17th May

0 miles

Cuba (519.8)

We had all the best intentions of hiking out of town after lunch. We started packing. I mentioned that I was still quite tired. Next thing you know we decided to stay another day and rest our aching bodies. Oh, and maybe the crappy weather helped the decision.

The town of Cuba, New Mexico is a rather uninteresting town. Talking about uninteresting, that’s how I would describe my day. Well, there were a couple of nice meals but that was it.

While my day was uninteresting my thoughts and conversations with other hikers were not. In the coming weeks the trail will start to become rather serious. Lots of snow, unstable weather and a serious challenge.

Some hikers bravely state they are hiking through the snow and weather. Others talk of easy options like resting for a couple of weeks, taking easier roadwalking options or skipping ahead to the end of the trail in Canada and walking south.

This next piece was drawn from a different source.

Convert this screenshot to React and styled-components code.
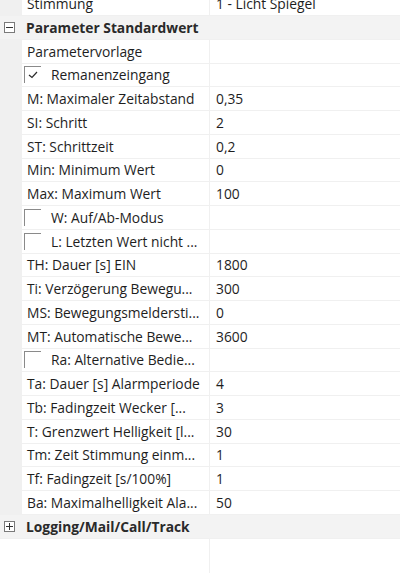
import React from 'react'
import styled, { createGlobalStyle } from 'styled-components'

const GlobalStyle = createGlobalStyle`
  html, body {
    margin: 0;
    padding: 0;
    background: #fff;
  }
  body {
    font-family: "Open Sans", "Noto Sans", sans-serif;
    font-size: 13.8px;
    color: #1e1e1e;
  }
`

const rows = [
  { name: 'Stimmung', value: '1 - Licht Spiegel' },
  { group: 'Parameter Standardwert', open: true },
  { name: 'Parametervorlage', value: '' },
  { name: 'Remanenzeingang', check: true, checked: true },
  { name: 'M: Maximaler Zeitabstand', value: '0,35' },
  { name: 'SI: Schritt', value: '2' },
  { name: 'ST: Schrittzeit', value: '0,2' },
  { name: 'Min: Minimum Wert', value: '0' },
  { name: 'Max: Maximum Wert', value: '100' },
  { name: 'W: Auf/Ab-Modus', check: true },
  { name: 'L: Letzten Wert nicht ...', check: true },
  { name: 'TH: Dauer [s] EIN', value: '1800' },
  { name: 'Ti: Verzögerung Bewegu...', value: '300' },
  { name: 'MS: Bewegungsmeldersti...', value: '0' },
  { name: 'MT: Automatische Bewe...', value: '3600' },
  { name: 'Ra: Alternative Bedie...', check: true },
  { name: 'Ta: Dauer [s] Alarmperiode', value: '4' },
  { name: 'Tb: Fadingzeit Wecker [...', value: '3' },
  { name: 'T: Grenzwert Helligkeit [l...', value: '30' },
  { name: 'Tm: Zeit Stimmung einm...', value: '1' },
  { name: 'Tf: Fadingzeit [s/100%]', value: '1' },
  { name: 'Ba: Maximalhelligkeit Ala...', value: '50' },
  { group: 'Logging/Mail/Call/Track', open: false },
]

const Grid = styled.div`
  display: flex;
  flex-direction: column;
  height: 573px;
  overflow: hidden;
`

// the list is scrolled a little: the first row is half hidden
const Scroller = styled.div`
  display: flex;
  flex-direction: column;
  flex: 1;
  margin-top: -7.75px;
`

const Row = styled.div`
  display: grid;
  grid-template-columns: 22px 188px 1fr;
  height: 23.75px;
  box-sizing: border-box;
  border-bottom: 1px solid #f0f0f0;
  background: #fff;
  flex-shrink: 0;
`

const Margin = styled.div`
  background: #f0f0f0;
`

const NameCell = styled.div`
  display: flex;
  align-items: center;
  border-right: 1px solid #f0f0f0;
  padding-left: ${({ $check }) => ($check ? '2px' : '5px')};
  white-space: nowrap;
  overflow: hidden;
`

const ValueCell = styled.div`
  display: flex;
  align-items: center;
  padding-left: 6px;
  white-space: nowrap;
  overflow: hidden;
`

const GroupRow = styled.div`
  display: flex;
  align-items: center;
  height: 23.75px;
  box-sizing: border-box;
  border-bottom: 1px solid #f0f0f0;
  background: #f3f3f3;
  font-weight: 700;
  color: #2a2a2a;
  flex-shrink: 0;
`

const Expander = styled.span`
  position: relative;
  box-sizing: border-box;
  width: 11px;
  height: 11px;
  margin: 0 11px 0 4px;
  border: 1px solid #7a7a7a;
  background: #fff;
  flex-shrink: 0;
  &::before,
  &::after {
    content: '';
    position: absolute;
    background: #333;
  }
  &::before {
    left: 1px;
    right: 1px;
    top: 4px;
    height: 1px;
  }
  &::after {
    display: ${({ $open }) => ($open ? 'none' : 'block')};
    top: 1px;
    bottom: 1px;
    left: 4px;
    width: 1px;
  }
`

const Box = styled.span`
  display: flex;
  align-items: center;
  justify-content: center;
  box-sizing: border-box;
  width: 17px;
  height: 17px;
  margin-right: 10px;
  border-top: 1px solid #8a8a8a;
  border-left: 1px solid #8a8a8a;
  flex-shrink: 0;
`

const Filler = styled.div`
  display: grid;
  grid-template-columns: 22px 188px 1fr;
  flex: 1;
`

const FillerName = styled.div`
  grid-column: 2;
  border-right: 1px solid #f0f0f0;
`

const Check = () => (
  <svg width="10" height="8" viewBox="0 0 10 8">
    <path d="M1 4 L4 6.5 L9 1" fill="none" stroke="#2a2a2a" strokeWidth="1.2" />
  </svg>
)

const App = () => (
  <>
    <GlobalStyle />
    <Grid>
      <Scroller>
        {rows.map((r, i) =>
          r.group ? (
            <GroupRow key={i}>
              <Expander $open={r.open} />
              {r.group}
            </GroupRow>
          ) : (
            <Row key={i}>
              <Margin />
              <NameCell $check={r.check}>
                {r.check && <Box>{r.checked && <Check />}</Box>}
                {r.name}
              </NameCell>
              <ValueCell>{r.value}</ValueCell>
            </Row>
          )
        )}
        <Filler>
          <FillerName />
        </Filler>
      </Scroller>
    </Grid>
  </>
)

export default App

So what are my thoughts. Well, I feel a little bit like Luke Skywalker. I’ve already completed the PCT, which is like the movie Star Wars. I learned my Jedi hiking skills and did battle with the trail. I went from a normal person to somebody who learned the skill of they hiking.

But hiking the CDT is like The Empire Strikes Back. I know I must face Darth Vadder. For me, Darth Vadder is the snow covered, difficult mountains of southern Colorado, the San Juan Mountains. It will be difficult but I trust that the skills that I have faithfully learned will see me triumph.

So there you have it. The sequel is rarely as good as the original, as many people say. Tomorrow I begin a journey of only about 150 miles that will see me enter Colorado. My Darth Vadder.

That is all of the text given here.